There was some talk I heard a while ago about some company flirting with the notion of an AI executive of some kind, maybe CEO. And now knowing a bit more about smart contracts, such a notion seems incrementally more feasible.
I wonder if the growth of capitalism can be preserved, to some degree, without requiring humans to get uber rich. I could be thinking too far ahead, and perhaps even overstating it at that, but smart contracts in their essence seem to outsource contract officiation to algorithms, and that seems pretty broad and totipotent.
And, in principle and perhaps naively, it would seem that, once more and more of industry and life becomes data-driven, eventually certain machine-learning modules may know certain swathes of their given industry better than human experts would.

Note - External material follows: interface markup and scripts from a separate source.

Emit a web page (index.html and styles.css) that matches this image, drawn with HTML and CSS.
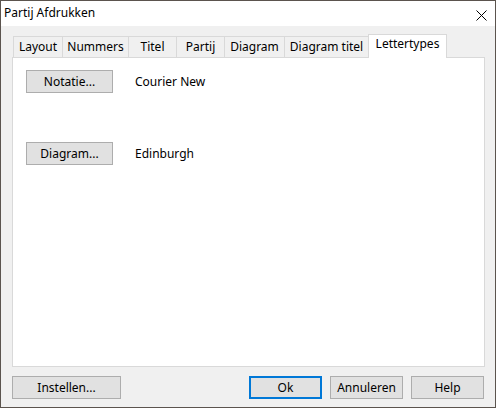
FILE: index.html
```html
<!DOCTYPE html>
<html>
<head>
<meta charset="utf-8">
<link rel="stylesheet" href="styles.css">
</head>
<body>
<div class="window">
  <div class="titlebar">
    <span class="title">Partij Afdrukken</span>
    <svg class="close" width="11" height="11" viewBox="0 0 11 11"><path d="M0.5 0.5 L10.5 10.5 M10.5 0.5 L0.5 10.5" stroke="#000" stroke-width="1" fill="none"/></svg>
  </div>
  <div class="body">
    <div class="tabs">
      <div class="tab w-layout">Layout</div>
      <div class="tab w-nummers">Nummers</div>
      <div class="tab w-titel">Titel</div>
      <div class="tab w-partij">Partij</div>
      <div class="tab w-diagram">Diagram</div>
      <div class="tab w-dtitel">Diagram titel</div>
      <div class="tab selected w-letter">Lettertypes</div>
    </div>
    <div class="panel">
      <div class="row">
        <button class="btn btn-font">Notatie...</button>
        <span class="label">Courier New</span>
      </div>
      <div class="row">
        <button class="btn btn-font">Diagram...</button>
        <span class="label">Edinburgh</span>
      </div>
    </div>
    <div class="footer">
      <button class="btn btn-wide">Instellen...</button>
      <div class="spacer"></div>
      <button class="btn btn-std btn-default">Ok</button>
      <button class="btn btn-std">Annuleren</button>
      <button class="btn btn-std">Help</button>
    </div>
  </div>
</div>
</body>
</html>
```
FILE: styles.css
```css
html, body {
  margin: 0;
  padding: 0;
  background: #3a332d;
}
body {
  font-family: "Noto Sans", "Open Sans", sans-serif;
  font-size: 12px;
  color: #000;
}
.window {
  width: 496px;
  height: 408px;
  box-sizing: border-box;
  border: 1px solid #5b544e;
  display: flex;
  flex-direction: column;
  background: #f0f0f0;
}
.titlebar {
  height: 25px;
  background: #fff;
  display: flex;
  align-items: center;
  padding-left: 3px;
  padding-right: 8px;
  box-sizing: border-box;
}
.title {
  flex: 1;
  line-height: 16px;
  padding-bottom: 1px;
}
.close {
  display: block;
  margin-top: 3px;
  margin-right: 0;
}
.body {
  flex: 1;
  display: flex;
  flex-direction: column;
  padding: 8px 10px 0 11px;
}
.tabs {
  display: flex;
  align-items: flex-end;
  height: 23px;
  padding-left: 1px;
}
.tab {
  box-sizing: border-box;
  height: 21px;
  border: 1px solid #d9d9d9;
  border-bottom: none;
  background: #f0f0f0;
  text-align: center;
  line-height: 19px;
  margin-left: -1px;
  white-space: nowrap;
}
.tab:first-child {
  margin-left: 0;
}
.tab.selected {
  height: 24px;
  background: #fff;
  margin-bottom: -1px;
  position: relative;
  z-index: 1;
  line-height: 18px;
}
.w-layout { width: 50px; }
.w-nummers { width: 67px; }
.w-titel { width: 49px; }
.w-partij { width: 49px; }
.w-diagram { width: 61px; }
.w-dtitel { width: 85px; }
.w-letter { width: 79px; }
.panel {
  flex: 1;
  background: #fff;
  border: 1px solid #d9d9d9;
  padding: 12px 13px;
  display: flex;
  flex-direction: column;
  gap: 49px;
}
.row {
  display: flex;
  align-items: center;
  height: 23px;
}
.label {
  margin-left: 22px;
}
.btn {
  box-sizing: border-box;
  height: 23px;
  background: #e1e1e1;
  border: 1px solid #adadad;
  font-family: inherit;
  font-size: 12px;
  color: #000;
  padding: 0;
  margin: 0;
  line-height: 19px;
}
.btn-font { width: 87px; }
.btn-wide { width: 109px; }
.btn-std { width: 73px; margin-left: 8px; }
.btn-default {
  border: 2px solid #0078d7;
  margin-left: 0;
}
.footer {
  height: 40px;
  box-sizing: border-box;
  padding-top: 9px;
  display: flex;
  align-items: flex-start;
  padding-right: 1px;
}
.spacer { flex: 1; }
```
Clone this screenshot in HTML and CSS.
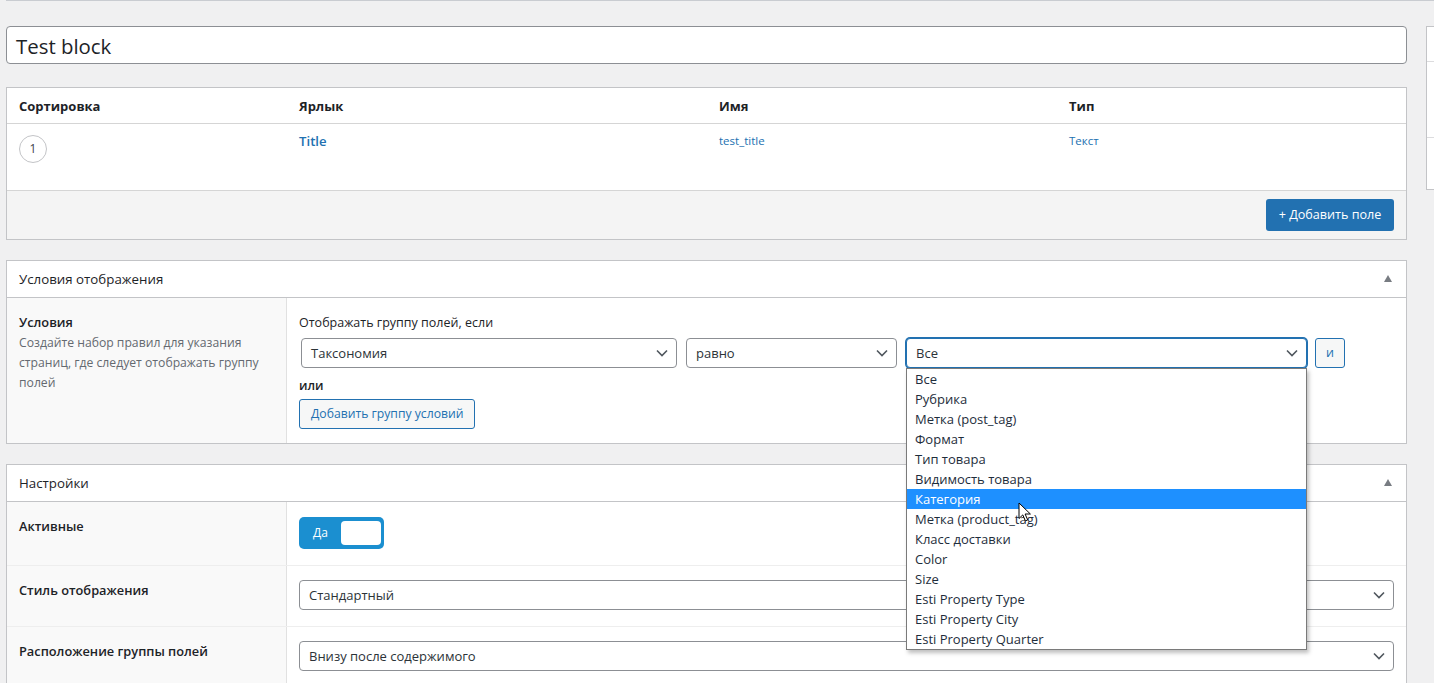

If the robustness (quality) of data capture increases, as well as the volume (quantity) of data captured, then it would seem to follow that machine learning modules, which are fluent in this data, would become veritable experts and would command an acumen that only exemplary human ingenuity could best.
That said, I don't see a problem with preserving the administrative capabilities of human programmers, again to sidestep the obvious dystopian forecasts.
I've also just started learning about programming languages, and my understanding is quite messy as of now. I began considering the prospects of thinking in so systematic a way as to express oneself, as it were, as a programming language. I would assume those who have written programming languages must have had comparable experiences, if not so philosophical.
Could constitute a step closer, albeit an arcane one, to AGI, perhaps in terms of how we translate the kind of knowledge we would now consider distinctly human, into a more programmatic and algorithmically conducive formatting.